Vehicles can be programmed in one of three ways; via the dealership, purchase software for DIY or use a third party programmer like OBD Genie.

The dealership will be accessible and most likely reliable. A trip to the dealer service center will be required and the standard shop fees will apply.

Software can be a low cost option, though simplicity will greatly depend on the software used to program. Expect that the simpler and easier the software, the higher the cost. An OBDII dongle will also be necessary. The dongle allows the software to communicate with vehicle's network.

Third party programmers can be quick and simple solutions. These little tools plug into the vehicle's OBDII port, and program the vehicle for specific functionality without any input from humans. They usually come in price wise above the software solution and below the dealer visit.

Buying a Car Stereo—Infotainment System? What to Look For

Look for a fully-engineered solution when replacing or upgrading a vehicle infotainment system.

The head unit itself should come with all mounts, screws, wiring harnesses and programming. If it doesn't, find where they can be bought and what's required for installation. Always verify any equipment meets compatibility for the specific year, make and model of the installation vehicle.

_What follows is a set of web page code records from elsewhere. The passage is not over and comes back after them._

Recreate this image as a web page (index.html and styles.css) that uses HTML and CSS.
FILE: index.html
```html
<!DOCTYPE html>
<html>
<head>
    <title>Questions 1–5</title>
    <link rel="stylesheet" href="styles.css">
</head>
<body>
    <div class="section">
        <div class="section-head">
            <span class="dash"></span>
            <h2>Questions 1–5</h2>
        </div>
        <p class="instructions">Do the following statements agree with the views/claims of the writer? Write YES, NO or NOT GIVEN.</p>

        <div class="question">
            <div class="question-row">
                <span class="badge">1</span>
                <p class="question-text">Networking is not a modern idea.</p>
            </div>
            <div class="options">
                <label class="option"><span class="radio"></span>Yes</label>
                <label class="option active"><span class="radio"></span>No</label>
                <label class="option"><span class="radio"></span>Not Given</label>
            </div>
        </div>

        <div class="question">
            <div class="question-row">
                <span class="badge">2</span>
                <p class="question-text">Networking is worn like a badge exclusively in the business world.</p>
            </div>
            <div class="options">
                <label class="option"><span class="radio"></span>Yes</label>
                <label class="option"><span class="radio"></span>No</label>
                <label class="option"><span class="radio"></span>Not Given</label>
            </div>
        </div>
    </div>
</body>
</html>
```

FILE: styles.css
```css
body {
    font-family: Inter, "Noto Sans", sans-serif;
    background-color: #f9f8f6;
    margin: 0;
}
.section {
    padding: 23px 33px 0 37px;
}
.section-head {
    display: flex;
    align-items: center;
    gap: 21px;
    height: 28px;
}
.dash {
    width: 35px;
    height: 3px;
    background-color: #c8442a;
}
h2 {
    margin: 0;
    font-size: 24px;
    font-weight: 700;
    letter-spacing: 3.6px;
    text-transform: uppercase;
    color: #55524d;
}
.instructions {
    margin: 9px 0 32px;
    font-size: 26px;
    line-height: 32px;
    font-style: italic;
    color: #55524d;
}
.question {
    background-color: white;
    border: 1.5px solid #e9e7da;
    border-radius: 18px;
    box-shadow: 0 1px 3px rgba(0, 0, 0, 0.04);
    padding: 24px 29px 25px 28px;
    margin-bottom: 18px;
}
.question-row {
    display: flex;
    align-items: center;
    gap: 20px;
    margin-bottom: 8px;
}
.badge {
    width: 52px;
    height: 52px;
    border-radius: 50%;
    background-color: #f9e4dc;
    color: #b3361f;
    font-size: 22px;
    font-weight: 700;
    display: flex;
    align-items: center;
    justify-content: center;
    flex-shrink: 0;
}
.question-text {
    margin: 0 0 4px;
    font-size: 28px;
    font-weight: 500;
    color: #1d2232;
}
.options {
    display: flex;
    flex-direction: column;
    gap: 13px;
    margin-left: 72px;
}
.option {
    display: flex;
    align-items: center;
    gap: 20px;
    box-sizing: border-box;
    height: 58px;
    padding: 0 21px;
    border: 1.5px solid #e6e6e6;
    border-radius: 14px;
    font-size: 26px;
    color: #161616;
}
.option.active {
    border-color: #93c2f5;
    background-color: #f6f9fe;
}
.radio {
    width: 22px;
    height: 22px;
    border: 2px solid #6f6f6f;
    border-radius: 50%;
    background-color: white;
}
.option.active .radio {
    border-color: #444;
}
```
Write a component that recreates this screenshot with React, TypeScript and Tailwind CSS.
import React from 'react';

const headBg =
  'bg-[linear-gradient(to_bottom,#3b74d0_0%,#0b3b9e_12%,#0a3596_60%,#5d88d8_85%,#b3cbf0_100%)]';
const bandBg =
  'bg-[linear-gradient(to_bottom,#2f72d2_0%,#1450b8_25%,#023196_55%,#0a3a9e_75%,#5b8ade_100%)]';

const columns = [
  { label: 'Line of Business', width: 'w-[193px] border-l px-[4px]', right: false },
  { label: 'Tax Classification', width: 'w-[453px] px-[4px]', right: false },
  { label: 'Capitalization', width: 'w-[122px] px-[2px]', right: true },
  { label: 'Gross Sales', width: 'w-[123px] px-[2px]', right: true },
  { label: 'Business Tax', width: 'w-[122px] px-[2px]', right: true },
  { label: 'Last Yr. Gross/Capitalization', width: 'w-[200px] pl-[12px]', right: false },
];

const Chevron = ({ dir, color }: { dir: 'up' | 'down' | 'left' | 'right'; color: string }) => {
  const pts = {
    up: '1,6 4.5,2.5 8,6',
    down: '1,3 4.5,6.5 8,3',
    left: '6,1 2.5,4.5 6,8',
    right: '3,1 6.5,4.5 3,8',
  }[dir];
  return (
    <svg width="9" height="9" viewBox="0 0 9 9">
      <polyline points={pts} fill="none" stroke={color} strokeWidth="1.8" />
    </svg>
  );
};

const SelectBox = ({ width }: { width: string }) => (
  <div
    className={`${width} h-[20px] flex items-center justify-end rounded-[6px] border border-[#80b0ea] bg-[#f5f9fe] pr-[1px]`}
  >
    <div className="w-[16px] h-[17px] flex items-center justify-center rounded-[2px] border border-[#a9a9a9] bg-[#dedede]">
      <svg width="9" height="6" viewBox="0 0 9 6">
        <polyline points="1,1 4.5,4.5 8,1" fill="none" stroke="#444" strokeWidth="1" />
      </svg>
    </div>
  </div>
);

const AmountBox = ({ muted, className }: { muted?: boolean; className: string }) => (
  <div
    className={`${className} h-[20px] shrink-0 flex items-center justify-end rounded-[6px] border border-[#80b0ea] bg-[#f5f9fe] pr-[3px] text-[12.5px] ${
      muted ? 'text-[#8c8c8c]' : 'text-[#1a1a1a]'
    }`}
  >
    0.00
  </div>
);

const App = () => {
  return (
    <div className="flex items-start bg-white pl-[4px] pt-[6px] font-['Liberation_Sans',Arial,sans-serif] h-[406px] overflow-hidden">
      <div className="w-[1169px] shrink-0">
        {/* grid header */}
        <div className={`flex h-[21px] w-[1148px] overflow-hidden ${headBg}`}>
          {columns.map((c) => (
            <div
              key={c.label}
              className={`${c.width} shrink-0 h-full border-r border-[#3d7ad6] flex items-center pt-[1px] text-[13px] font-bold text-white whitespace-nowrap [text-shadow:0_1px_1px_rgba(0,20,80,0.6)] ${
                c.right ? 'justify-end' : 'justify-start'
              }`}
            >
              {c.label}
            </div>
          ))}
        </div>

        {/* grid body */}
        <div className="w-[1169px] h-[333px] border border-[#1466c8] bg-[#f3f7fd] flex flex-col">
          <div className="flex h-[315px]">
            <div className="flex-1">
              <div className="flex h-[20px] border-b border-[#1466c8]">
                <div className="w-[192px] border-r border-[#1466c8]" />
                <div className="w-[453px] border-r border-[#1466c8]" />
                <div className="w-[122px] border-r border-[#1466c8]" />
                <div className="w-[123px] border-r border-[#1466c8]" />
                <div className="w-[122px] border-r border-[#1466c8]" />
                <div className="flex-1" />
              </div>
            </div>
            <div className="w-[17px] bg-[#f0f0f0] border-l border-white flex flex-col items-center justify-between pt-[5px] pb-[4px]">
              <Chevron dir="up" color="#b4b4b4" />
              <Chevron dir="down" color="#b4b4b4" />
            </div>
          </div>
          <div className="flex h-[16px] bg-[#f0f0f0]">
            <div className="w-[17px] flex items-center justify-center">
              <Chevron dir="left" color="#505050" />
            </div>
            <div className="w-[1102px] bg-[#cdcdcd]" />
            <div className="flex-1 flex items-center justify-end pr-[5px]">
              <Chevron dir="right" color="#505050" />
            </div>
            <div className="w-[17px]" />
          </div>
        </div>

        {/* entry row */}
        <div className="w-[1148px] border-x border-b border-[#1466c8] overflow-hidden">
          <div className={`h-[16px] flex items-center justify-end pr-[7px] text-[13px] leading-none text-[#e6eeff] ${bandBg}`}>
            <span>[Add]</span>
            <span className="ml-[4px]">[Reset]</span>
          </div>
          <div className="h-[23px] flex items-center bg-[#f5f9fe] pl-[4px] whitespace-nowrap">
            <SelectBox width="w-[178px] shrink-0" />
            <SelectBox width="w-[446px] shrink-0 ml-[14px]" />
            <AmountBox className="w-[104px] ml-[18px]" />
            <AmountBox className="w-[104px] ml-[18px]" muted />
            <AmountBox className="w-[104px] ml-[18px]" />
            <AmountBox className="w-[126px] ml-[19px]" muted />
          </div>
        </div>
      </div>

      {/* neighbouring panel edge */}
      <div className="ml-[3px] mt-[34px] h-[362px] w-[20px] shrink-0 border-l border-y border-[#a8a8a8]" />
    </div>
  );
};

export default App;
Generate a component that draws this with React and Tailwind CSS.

Finding complete factory kits can often be very difficult. With aftermarket, finding complete solutions can be much easier, but then wiring and installation issues tend to be a more complicated matter. Oftentimes, aftermarket solutions will still need that trip to the dealer for programming.

If the replacement system will be an upgrade to a higher model, be sure to confirm the new equipment will be compatible.

For the Ram, the very popular UAQ radio fits all model years from 2013 - 2019. Ram also has a 12-inch radio option for the 2019 and up year models. Unlike the UAQ, the 12-inch unit will not retrofit previous years.

Always check customer feedback. Because current vehicle networks sometimes need time to integrate programming changes, problems might not arise immediately. It make 2 or 3 days for issues to appear. If this situation does occur, who will provide assistance to get the new system up and running?